Chris - Is it, in the more modern era, having any kind of impact on business, on people's ability to conduct their affairs when time is so shifted in daylight terms across the country in that way? People in the far west, are they being impacted by this as we move into a more modern way of working?

Rana - Overall, I don't think that most Chinese think that potential time zone differences are a really major part of what gets in the way or helps them out with their particular issues or businesses or ways of life. You have to remember that many things operate in China these days on a 24 hour basis. It's got one of the world's most sophisticated electronic payment systems, people now trade day and night. So the question of morning and night is not irrelevant by any means, but it's rapidly becoming subsumed by aspects of modernisation through technology.

Chris - Do they do DST in China?
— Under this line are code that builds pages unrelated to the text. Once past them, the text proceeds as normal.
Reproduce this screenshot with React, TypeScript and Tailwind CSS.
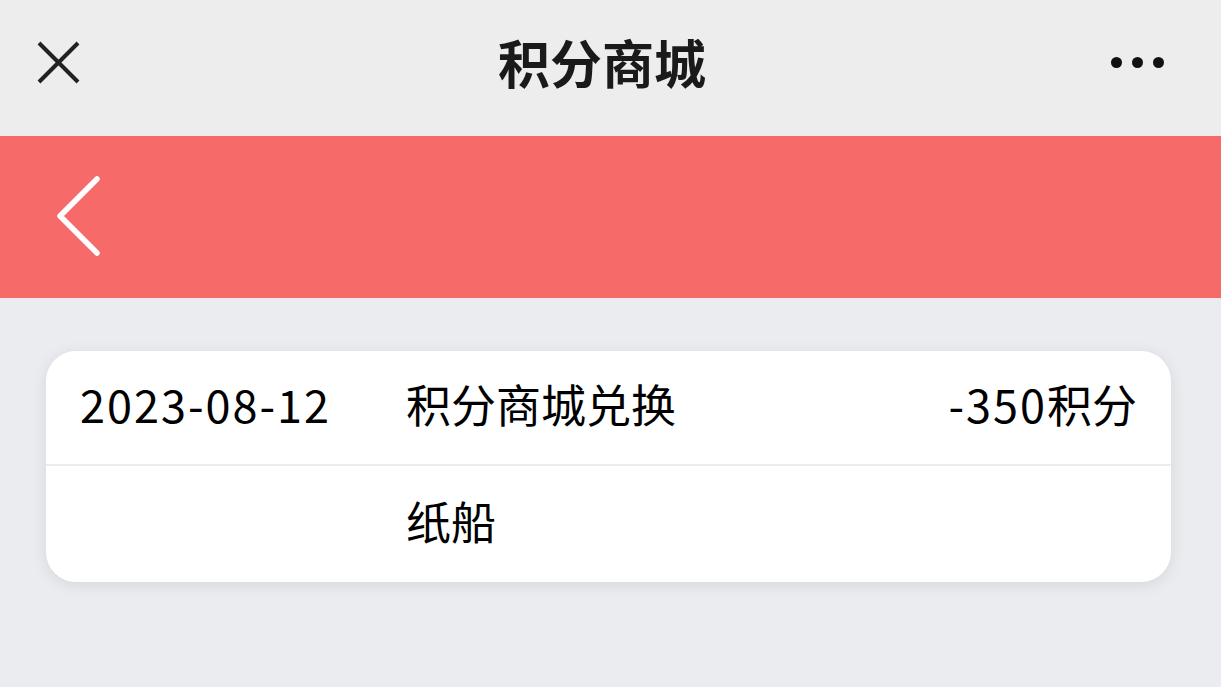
export default function App() {
  return (
    <main
      className="min-h-screen w-full bg-[#ebecf0] text-black"
      style={{ fontFamily: '"Noto Sans CJK SC", "Noto Sans", sans-serif' }}
    >
      <header className="relative h-[136px] bg-[#ededed] flex items-center justify-between px-[37px] pb-[12px]">
        <svg width="43" height="43" viewBox="0 0 43 43" className="shrink-0">
          <path d="M2 2 L41 41 M41 2 L2 41" stroke="#222" strokeWidth="4" fill="none" />
        </svg>
        <h1 className="flex-1 text-center text-[52px] font-bold text-[#1a1a1a] leading-none pl-[16px]">积分商城</h1>
        <div className="flex items-center gap-[10px] w-[56px] justify-end mr-[20px]">
          <span className="w-[11px] h-[11px] rounded-full bg-[#111]" />
          <span className="w-[11px] h-[11px] rounded-full bg-[#111]" />
          <span className="w-[11px] h-[11px] rounded-full bg-[#111]" />
        </div>
      </header>
      <div className="h-[162px] bg-[#f76a6a] flex items-center pl-[55px]">
        <svg width="50" height="84" viewBox="0 0 50 84">
          <path d="M42 4 L5 41 L42 78" stroke="#fff" strokeWidth="5.5" strokeLinecap="round" strokeLinejoin="round" fill="none" />
        </svg>
      </div>
      <div className="px-[46px] pt-[53px] pr-[50px]">
        <div className="bg-white rounded-[30px] shadow-[0_3px_16px_rgba(0,0,0,0.09)] overflow-hidden">
          <div className="h-[115px] flex items-center px-[34px] pb-[8px] border-b-2 border-[#ececec] text-[45px] leading-none">
            <span className="w-[326px] tracking-[2px]">2023-08-12</span>
            <span className="flex-1">积分商城兑换</span>
            <span><span className="tracking-[2px]">-350</span>积分</span>
          </div>
          <div className="h-[116px] flex items-center px-[34px] pb-[8px] text-[45px] leading-none">
            <span className="w-[326px]" />
            <span className="flex-1">纸船</span>
          </div>
        </div>
      </div>
    </main>
  );
}
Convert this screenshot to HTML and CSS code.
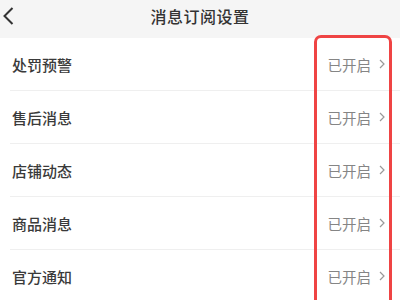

Do they change their clocks like we do?

Rana - China does not do DST, Daylight Savings Time. It did try it as an experiment for about five years or so from the late 1980s to the early 1990s, but essentially found it was too disruptive from their point of view so they abandoned it. So now, no, China does not set the clocks back or forward in the way that happens in North America or Western Europe.

Chris - Do you see any of this changing in the near future? China embracing time zones like the other big continents or or doing DST?

Rana - Of the various reforms and changes which are likely to come to China, which could be in the fields of economics, international relations, a whole variety of changes of things that concern people on everything from the possibility of a conflict with the United States to attempts to try and shore up the economy, which has been doing quite badly recently, all of those, I think, crowd out attention on things that don't have some immediate pressing, urgent need. And my sense is that a discussion of time zones is really not something that China has had much of a conversation about in recent years.